-- What to produce --
Starting with the first line of the data that follows, transcribe every line verbatim until the line containing "import React from" has been transcribed.
+++
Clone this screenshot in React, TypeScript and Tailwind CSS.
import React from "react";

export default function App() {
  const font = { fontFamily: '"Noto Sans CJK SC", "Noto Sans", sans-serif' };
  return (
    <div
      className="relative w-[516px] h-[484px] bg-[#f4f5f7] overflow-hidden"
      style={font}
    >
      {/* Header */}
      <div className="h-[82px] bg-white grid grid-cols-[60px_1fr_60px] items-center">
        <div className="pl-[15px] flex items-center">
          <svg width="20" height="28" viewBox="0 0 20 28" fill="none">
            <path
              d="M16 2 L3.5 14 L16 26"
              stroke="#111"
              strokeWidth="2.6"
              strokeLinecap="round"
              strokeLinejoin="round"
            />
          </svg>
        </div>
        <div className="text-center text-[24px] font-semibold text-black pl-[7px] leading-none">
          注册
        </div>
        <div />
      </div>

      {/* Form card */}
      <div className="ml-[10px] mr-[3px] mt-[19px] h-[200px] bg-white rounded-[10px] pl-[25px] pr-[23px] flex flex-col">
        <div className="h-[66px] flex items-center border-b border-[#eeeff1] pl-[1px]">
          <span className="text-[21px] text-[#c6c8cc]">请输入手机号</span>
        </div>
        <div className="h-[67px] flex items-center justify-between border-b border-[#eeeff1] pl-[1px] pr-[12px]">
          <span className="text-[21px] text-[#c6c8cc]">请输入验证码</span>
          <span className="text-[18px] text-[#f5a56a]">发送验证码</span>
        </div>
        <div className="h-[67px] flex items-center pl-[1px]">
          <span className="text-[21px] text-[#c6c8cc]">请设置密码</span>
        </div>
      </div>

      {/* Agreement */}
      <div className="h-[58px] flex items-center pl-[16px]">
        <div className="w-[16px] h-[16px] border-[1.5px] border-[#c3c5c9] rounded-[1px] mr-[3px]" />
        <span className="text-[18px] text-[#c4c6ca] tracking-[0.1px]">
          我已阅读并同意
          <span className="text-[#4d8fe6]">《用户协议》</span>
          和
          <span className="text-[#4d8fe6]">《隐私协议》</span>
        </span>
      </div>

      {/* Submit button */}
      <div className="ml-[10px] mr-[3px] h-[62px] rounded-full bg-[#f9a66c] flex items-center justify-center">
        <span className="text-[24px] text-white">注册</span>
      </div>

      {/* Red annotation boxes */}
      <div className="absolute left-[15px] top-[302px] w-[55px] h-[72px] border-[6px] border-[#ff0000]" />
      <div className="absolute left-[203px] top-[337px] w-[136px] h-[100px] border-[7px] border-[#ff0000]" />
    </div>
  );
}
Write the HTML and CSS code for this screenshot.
+++
-- Complete answer --
Clone this screenshot in React, TypeScript and Tailwind CSS.
import React from "react";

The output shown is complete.